Critics have condemned the Trump Harvest Box as inhumane and reminiscent of wartime rations and Great Depression-era soup lines. Joel Berg, CEO of Hunger Free America, told NPR the Trump plan would turn a “free market model” to “a far more intrusive, Big Government answer,” adding, “They think a bureaucrat in D.C. is better at picking out what your family needs than you are?”

Congresswoman Barbara Lee also tweeted that she found the proposal “offensive.” “As a single mother who relied on food stamps to help feed my boys, I can’t overstate how offensive this proposal is. Low-income families need more access to fresh produce & healthy foods, not less.”
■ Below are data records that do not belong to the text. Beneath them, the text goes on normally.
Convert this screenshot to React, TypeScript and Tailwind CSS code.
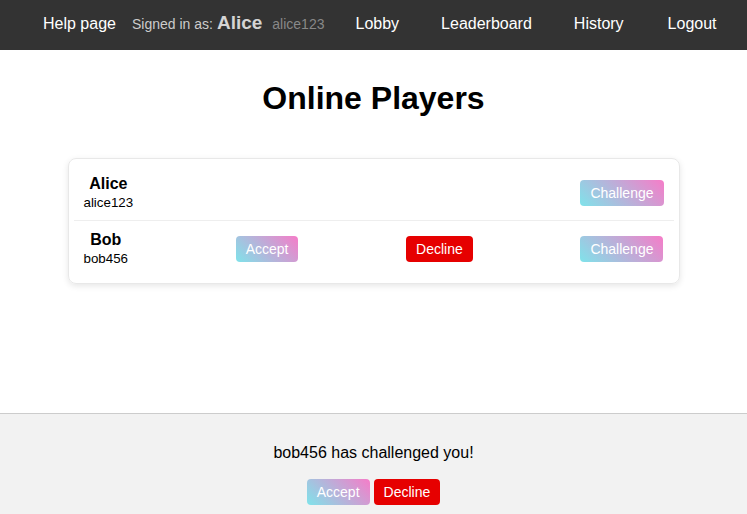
const players = [
  { name: "Alice", username: "alice123", pending: false },
  { name: "Bob", username: "bob456", pending: true },
];

const gradientBtn =
  "rounded-[4px] bg-[linear-gradient(45deg,#7fe3ea,#f67cc8)] px-[10px] py-[5px] text-[14px] leading-[16px] text-white";
const redBtn =
  "rounded-[4px] bg-[#e60000] px-[10px] py-[5px] text-[14px] leading-[16px] text-white";

function Navbar() {
  return (
    <nav className="flex h-[50px] shrink-0 items-baseline bg-[#333333] pl-[43px] pt-[9px] text-[16px] text-white">
      <a className="leading-[18px]">Help page</a>
      <div className="ml-[16px] flex items-baseline">
        <span className="text-[14px] text-[#cccccc]">Signed in as:</span>
        <span className="ml-[4px] text-[19px] font-bold text-[#d4d4d4]">Alice</span>
        <span className="ml-[10px] text-[14px] text-[#888888]">alice123</span>
      </div>
      <a className="ml-[31px]">Lobby</a>
      <a className="ml-[42px]">Leaderboard</a>
      <a className="ml-[42px]">History</a>
      <a className="ml-[44px]">Logout</a>
    </nav>
  );
}

function PlayerRow({
  name,
  username,
  pending,
  last,
}: {
  name: string;
  username: string;
  pending: boolean;
  last: boolean;
}) {
  return (
    <div
      className={`flex h-[56px] items-center justify-between px-[10px] ${
        last ? "" : "border-b border-[#eeeeee]"
      }`}
    >
      <div className="flex flex-col items-center">
        <span className="text-[16px] font-bold leading-[19px]">{name}</span>
        <span className="text-[13.33px] leading-[19px]">{username}</span>
      </div>
      {pending && <button className={gradientBtn}>Accept</button>}
      {pending && <button className={redBtn}>Decline</button>}
      <button className={gradientBtn}>Challenge</button>
    </div>
  );
}

export default function App() {
  return (
    <div className="flex h-screen flex-col bg-white font-['Liberation_Sans',Arial,sans-serif] text-black">
      <Navbar />

      <h1 className="mt-[30px] text-center text-[32px] font-bold leading-[37px]">
        Online Players
      </h1>

      <div className="mx-auto mt-[41px] w-[612px] rounded-[8px] border border-[#e8e8e8] px-[5px] py-[6px] shadow-[0_2px_6px_rgba(0,0,0,0.1)]">
        {players.map((p, i) => (
          <PlayerRow key={p.username} {...p} last={i === players.length - 1} />
        ))}
      </div>

      {/* Challenge notification */}
      <div className="mt-auto flex flex-col items-center border-t border-[#cccccc] bg-[#f2f2f2] pb-[9px] pt-[30px]">
        <p className="text-[16px] leading-[18px]">bob456 has challenged you!</p>
        <div className="mt-[17px] flex gap-[4px]">
          <button className={gradientBtn}>Accept</button>
          <button className={redBtn}>Decline</button>
        </div>
      </div>
    </div>
  );
}
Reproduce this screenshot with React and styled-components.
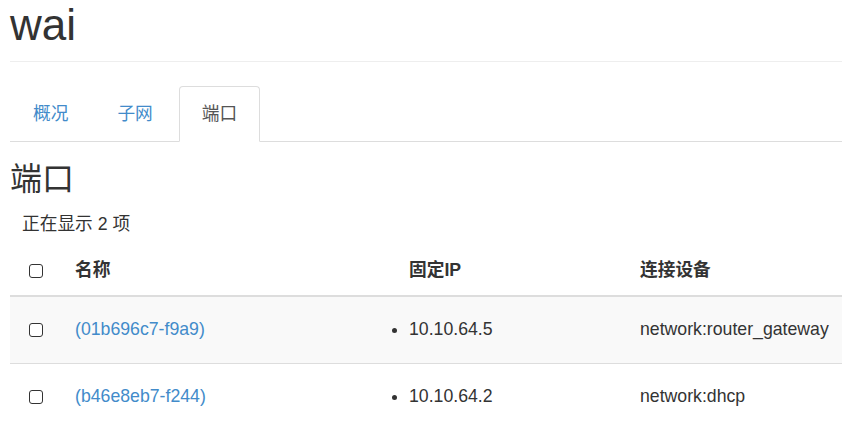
import React from "react";
import styled, { createGlobalStyle } from "styled-components";

const GlobalStyle = createGlobalStyle`
  body {
    margin: 0;
    background: #fff;
    color: #333;
    font-family: "Liberation Sans", "Noto Sans CJK SC", sans-serif;
    font-size: 17.7px;
    line-height: 1.43;
  }
`;

const Page = styled.div`
  padding-left: 10px;
`;

const Title = styled.h1`
  margin: 0;
  padding-top: 1px;
  font-size: 44px;
  font-weight: 400;
  line-height: 48px;
  color: #333;
`;

const Rule = styled.hr`
  margin: 12px 0 24px;
  border: 0;
  border-top: 1px solid #eee;
`;

const Tabs = styled.ul`
  display: flex;
  margin: 0;
  padding: 0;
  list-style: none;
  border-bottom: 1px solid #ddd;
`;

const Tab = styled.li`
  margin: 0 3px -1px 0;
  padding: 15px 22px 14px;
  line-height: 25px;
  border: 1px solid ${(p) => (p.$active ? "#ddd" : "transparent")};
  border-bottom-color: ${(p) => (p.$active ? "#fff" : "transparent")};
  border-radius: 4px 4px 0 0;
  background: ${(p) => (p.$active ? "#fff" : "transparent")};
  color: ${(p) => (p.$active ? "#555" : "#428bca")};
  cursor: pointer;
`;

const SectionTitle = styled.h3`
  margin: 18px 0 0;
  font-size: 32px;
  font-weight: 400;
  line-height: 38px;
`;

const Count = styled.div`
  margin-top: 14px;
  padding-left: 12px;
  line-height: 25px;
`;

const Table = styled.table`
  width: 100%;
  margin-top: 10px;
  border-collapse: collapse;
  table-layout: fixed;
`;

const HeadCell = styled.th`
  height: 48px;
  padding: 0 12px;
  text-align: left;
  font-weight: 700;
  border-bottom: 2px solid #ddd;
  vertical-align: middle;
`;

const Row = styled.tr`
  background: ${(p) => (p.$striped ? "#f9f9f9" : "#fff")};
  border-bottom: 1px solid #ddd;
`;

const Cell = styled.td`
  height: 66px;
  padding: 0 12px;
  vertical-align: middle;
`;

const Check = styled.input.attrs({ type: "checkbox" })`
  appearance: none;
  display: block;
  box-sizing: border-box;
  margin: 0 0 0 7px;
  width: 14px;
  height: 14px;
  border: 1.5px solid #333;
  border-radius: 3px;
  background: #fff;
`;

const Link = styled.a`
  color: #428bca;
  text-decoration: none;
`;

const IpList = styled.ul`
  margin: 0;
  padding: 0;
  list-style: disc outside;
`;

const ports = [
  { id: "(01b696c7-f9a9)", ip: "10.10.64.5", owner: "network:router_gateway" },
  { id: "(b46e8eb7-f244)", ip: "10.10.64.2", owner: "network:dhcp" },
];

export default function App() {
  return (
    <Page>
      <GlobalStyle />
      <Title>wai</Title>
      <Rule />
      <Tabs>
        <Tab>概况</Tab>
        <Tab>子网</Tab>
        <Tab $active>端口</Tab>
      </Tabs>
      <SectionTitle>端口</SectionTitle>
      <Count>正在显示 2 项</Count>
      <Table>
        <colgroup>
          <col style={{ width: 53 }} />
          <col style={{ width: 334 }} />
          <col style={{ width: 231 }} />
          <col />
        </colgroup>
        <thead>
          <tr>
            <HeadCell><Check /></HeadCell>
            <HeadCell>名称</HeadCell>
            <HeadCell>固定IP</HeadCell>
            <HeadCell>连接设备</HeadCell>
          </tr>
        </thead>
        <tbody>
          {ports.map((p, i) => (
            <Row key={p.id} $striped={i % 2 === 0}>
              <Cell><Check /></Cell>
              <Cell><Link href="#">{p.id}</Link></Cell>
              <Cell>
                <IpList><li>{p.ip}</li></IpList>
              </Cell>
              <Cell>{p.owner}</Cell>
            </Row>
          ))}
        </tbody>
      </Table>
    </Page>
  );
}
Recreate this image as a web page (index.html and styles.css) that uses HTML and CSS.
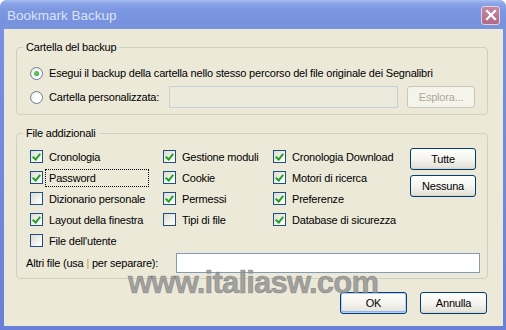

According to the Food Research and Action Center, the harvest box is “a Rube-Goldberg designed system” that would replace the EBT cards that SNAP recipients use at supermarkets, grocery stores, farmers markets and elsewhere, and would be “costly, inefficient, stigmatizing, and prone to failure.” The nonprofit added that the “mind-boggling hundreds of billions of dollars’ worth of cuts and the ill-conceived programmatic distortions, if adopted, will mean much more hunger and poverty, worsened health, decreased ability of children to do well in school, and lower productivity for America.” The group pointed to recent research showing that SNAP is of critical importance in reducing food and economic insecurity, fighting poverty and improving the nation’s health and well-being.

In his 2011 book, “Time to Get Tough,” Trump warned of a “food stamp crime wave,” claiming half of SNAP recipients have been in the program for nearly a decade and attributing this to fraud. In recent years, Fox News has claimed the food stamp program is rife with fraud and waste, while in reality, fraud accounts for merely a penny on the dollar. With its sensationalistic 2013 report called “The Great Food Stamp Binge,” Fox News created a narrative of widespread SNAP abuse.

The gutting of SNAP is but one example of a proposed budget that represents a full assault on the social safety net, with deep cuts to Temporary Assistance to Needy Families or TANF (also known as welfare), $72 billion slashed from Social Security disability programs, $302 billion in Medicaid cuts and allowing states to impose work requirements and lifetime limits for Medicaid. The Trump administration hopes to cut $4 billion in federal student aid per year, and eliminate all $40 million in federal funding to a tuition aid program that helps D.C. residents attend college. The income-based loan repayment plans face sharp cuts, subsidized loans and the Public Service Loan Forgiveness Program would be eliminated entirely, and federal work study cut in half, with the government likely to more aggressively pursue delinquent student loan borrowers. As the Center for American Progress noted in a memo, this budget also calls for “huge cuts” to federal affordable housing programs, eliminates home heating assistance, and takes housing away from those who cannot find work.

The budget would also eliminate a $2 billion program to increase the quality of teachers and school leaders, a $1.19 billion program for before- and after-school academic improvement centers, $190 million in grants for K-12 literacy instruction, and the $480 million budget for public broadcasting. As the Washington Post suggests, Trump’s slashing and burning of social programs is a classic Reaganesque “starving of the beast” in which Republicans pass an enormous tax cut to the wealthy and corporations — which just took place — causing increased deficits — the most recent tax cut delivers a $1.5 trillion bill — and thereby leaving no option but “savage” cuts to the safety net. This $4.4 trillion budget, which would $7 trillion to the deficit over 10 years, now goes to Congress for further deliberation.